Calder previously said his voting on such issues wasn’t a conflict because he hasn’t received any financial benefit or gift from Mohawk.

Romano also asked that town Supervisor Harry Buffardi sign an emergency services contract as defined in a request for proposals issued by the Town Board in December 2013 and that Calder be removed from the board “to prevent further unethical behavior.”

The Town Board voted 3-2 to award the contract to REMS, the town’s longtime nonprofit emergency service provider, over Mohawk, but negotiations have been ongoing ever since. Calder and Buffardi voted against giving REMS the five-year contract.

In a letter to Ethics Board Chairwoman Maria DelMonico dated Monday, Romano expressed his “confusion and concern” with how the board has handled the complaint.

He wrote that he was invited to attend a Jan. 29 meeting, but was instructed not to bring his attorney, adding that the town attorney dominated the meeting’s conversation. At a second meeting on Feb. 11, Romano wrote, Calder objected to his attendance and Romano was dismissed before the meeting began.

“I have not had an ample opportunity to present my situation to the Ethics Board,” he wrote.

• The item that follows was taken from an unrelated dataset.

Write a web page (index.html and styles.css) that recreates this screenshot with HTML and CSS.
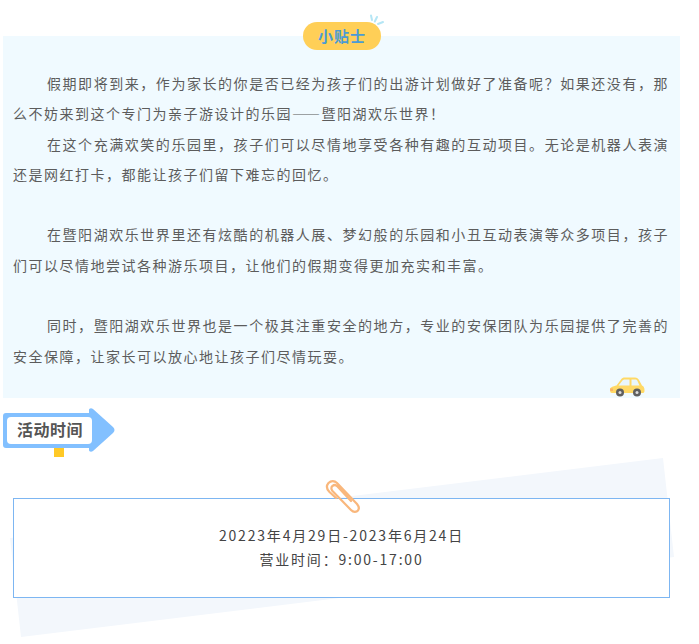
FILE: index.html
```html
<!DOCTYPE html>
<html lang="zh-CN">
<head>
<meta charset="utf-8">
<title>小贴士</title>
<link rel="stylesheet" href="styles.css">
</head>
<body>
<div class="page">
  <section class="tips">
    <div class="badge">小贴士
      <svg class="spark" viewBox="0 0 16 16" width="16" height="16"><path d="M2 1.500 3 6M8 3 5.800 7.500M14 8 9 10" fill="none" stroke="#b5e6f5" stroke-width="2" stroke-linecap="round"/></svg>
    </div>
    <p class="para">假期即将到来，作为家长的你是否已经为孩子们的出游计划做好了准备呢？如果还没有，那么不妨来到这个专门为亲子游设计的乐园——暨阳湖欢乐世界！</p>
    <p class="para">在这个充满欢笑的乐园里，孩子们可以尽情地享受各种有趣的互动项目。无论是机器人表演还是网红打卡，都能让孩子们留下难忘的回忆。</p>
    <p class="blank">&nbsp;</p>
    <p class="para">在暨阳湖欢乐世界里还有炫酷的机器人展、梦幻般的乐园和小丑互动表演等众多项目，孩子们可以尽情地尝试各种游乐项目，让他们的假期变得更加充实和丰富。</p>
    <p class="blank">&nbsp;</p>
    <p class="para">同时，暨阳湖欢乐世界也是一个极其注重安全的地方，专业的安保团队为乐园提供了完善的安全保障，让家长可以放心地让孩子们尽情玩耍。</p>
    <svg class="car" viewBox="0 0 36 21" width="36" height="21">
      <path d="M1 13.500C1 11 4 10.500 7.500 9.500L12 3.500C13 2 14 1.500 16 1.500H26C28 1.500 29 2.500 30 4L33 9.500C35 10.500 35.500 12 35.500 14.500C35.500 16.500 35 17 33 17H3C1.500 17 1 16 1 13.500Z" fill="#ffd966"/>
      <path d="M9.500 9.500 13.500 4.500C14 3.800 15 3.500 16 3.500H20.500V9.500ZM22.500 3.500H26.500C27.500 3.500 28 4 28.500 5L30.500 9.500H22.500Z" fill="#e9f6fb"/>
      <path d="M1 12.500H4V15H1.300Z" fill="#fbb267"/>
      <circle cx="11" cy="16.500" r="4" fill="#5f5f5f"/><circle cx="11" cy="16.500" r="1.500" fill="#ddd"/>
      <circle cx="28" cy="16.500" r="4" fill="#5f5f5f"/><circle cx="28" cy="16.500" r="1.500" fill="#ddd"/>
    </svg>
  </section>

  <div class="heading">
    <svg class="arrow" viewBox="0 0 112 50" width="112" height="50">
      <rect x="51" y="40" width="10" height="9" fill="#ffc926"/>
      <path d="M3 5H86V2C86 0.500 88 -0.500 90 1L110 19C112 21 112 23 110 25L90 43C88 44.500 86 43.500 86 42V40H3C1 40 0 39 0 37V8C0 6 1 5 3 5Z" fill="#82c0ff"/>
      <rect x="4" y="9" width="85" height="27" rx="4" fill="#fff"/>
    </svg>
    <h2 class="heading-text">活动时间</h2>
  </div>

  <section class="event">
    <svg class="tilt" viewBox="0 0 699 200" width="699" height="200"><polygon points="663,8 674,107 21,187 10,88" fill="#f3f7fc"/></svg>
    <svg class="clip" viewBox="0 0 38 34" width="38" height="34">
      <path d="M12 19 5.500 13C3 10.500 2 7 4.500 4C7 1.500 10.500 1.500 13 4L33 25C35.500 28 35.500 30 33.500 32C31 33.500 29 33 27 31L8.500 12C7 10 7 8 8.500 7C10 5.500 12 6 13.500 7.500L27 22" fill="none" stroke="#f9b77c" stroke-width="2.200" stroke-linecap="round" stroke-linejoin="round"/>
    </svg>
    <div class="card">
      <p class="card-line">20223年4月29日-2023年6月24日</p>
      <p class="card-line">营业时间：9:00-17:00</p>
    </div>
  </section>
</div>
</body>
</html>
```

FILE: styles.css
```css
* { box-sizing: border-box; }
html, body { margin: 0; padding: 0; background: #fff; }
body { font-family: "Noto Sans CJK SC", "Noto Sans", sans-serif; color: #555; overflow: hidden; }
.page { width: 680px; height: 644px; padding: 36px 0 0 3px; }
.tips { position: relative; width: 677px; height: 362px; background: #f0faff; padding: 32px 11px 0 10px; }
.badge { position: absolute; left: 300px; top: -14px; width: 78px; height: 28px; border-radius: 14px; background: #ffcf57; color: #4a9bd4; font-size: 15px; font-weight: 700; letter-spacing: 1px; line-height: 28px; text-align: center; }
.spark { position: absolute; left: 66px; top: -8px; }
.para, .blank { margin: 0; font-size: 14px; line-height: 30.3px; letter-spacing: 1.5px; color: #5c5c5c; }
.para { text-indent: 34px; text-align: justify; }
.car { position: absolute; left: 606px; top: 340px; }
.heading { position: relative; margin-top: 10px; height: 50px; width: 112px; }
.arrow { display: block; }
.heading-text { position: absolute; left: 14px; top: 8px; margin: 0; font-size: 16px; line-height: 27px; font-weight: 700; letter-spacing: 0.5px; color: #555; white-space: nowrap; }
.event { position: relative; margin-top: 40px; padding: 0 0 0 10px; }
.tilt { position: absolute; left: -3px; top: -48px; }
.clip { position: absolute; left: 321px; top: -19px; z-index: 2; }
.card { position: relative; width: 657px; height: 100px; border: 1px solid #7db6f2; background: #fff; padding-top: 24px; text-align: center; }
.card-line { margin: 0; font-size: 14px; line-height: 24px; letter-spacing: 1.8px; color: #444; }
```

DelMonico could not be reached for comment Tuesday, but Donald DeAngelus, the board’s attorney, confirmed Romano was dismissed from the second meeting, at Calder’s request. He said it was justified, however, because Calder wasn’t present when Romano spoke to the board Jan. 29.

“I don’t know what he’s got to say,” DeAngelus said Tuesday, referring to Romano. “He can say it tomorrow if he wants to.”

DeAngelus said the board could vote on the matter Wednesday night, but would have to do so in executive session after comments are heard at the meeting. He cited a section of the Town Code that says “no meeting or proceeding of the Ethics Board shall be open to the public, except upon the request of the town officer or employee under investigation, or as expressly provided otherwise by the Town Board.”

In his letter, Romano said he did not expect the Ethics Board to recommend that Calder be removed from the Town Board.

“I do expect that the Ethics Board would find his behavior unethical,” he wrote.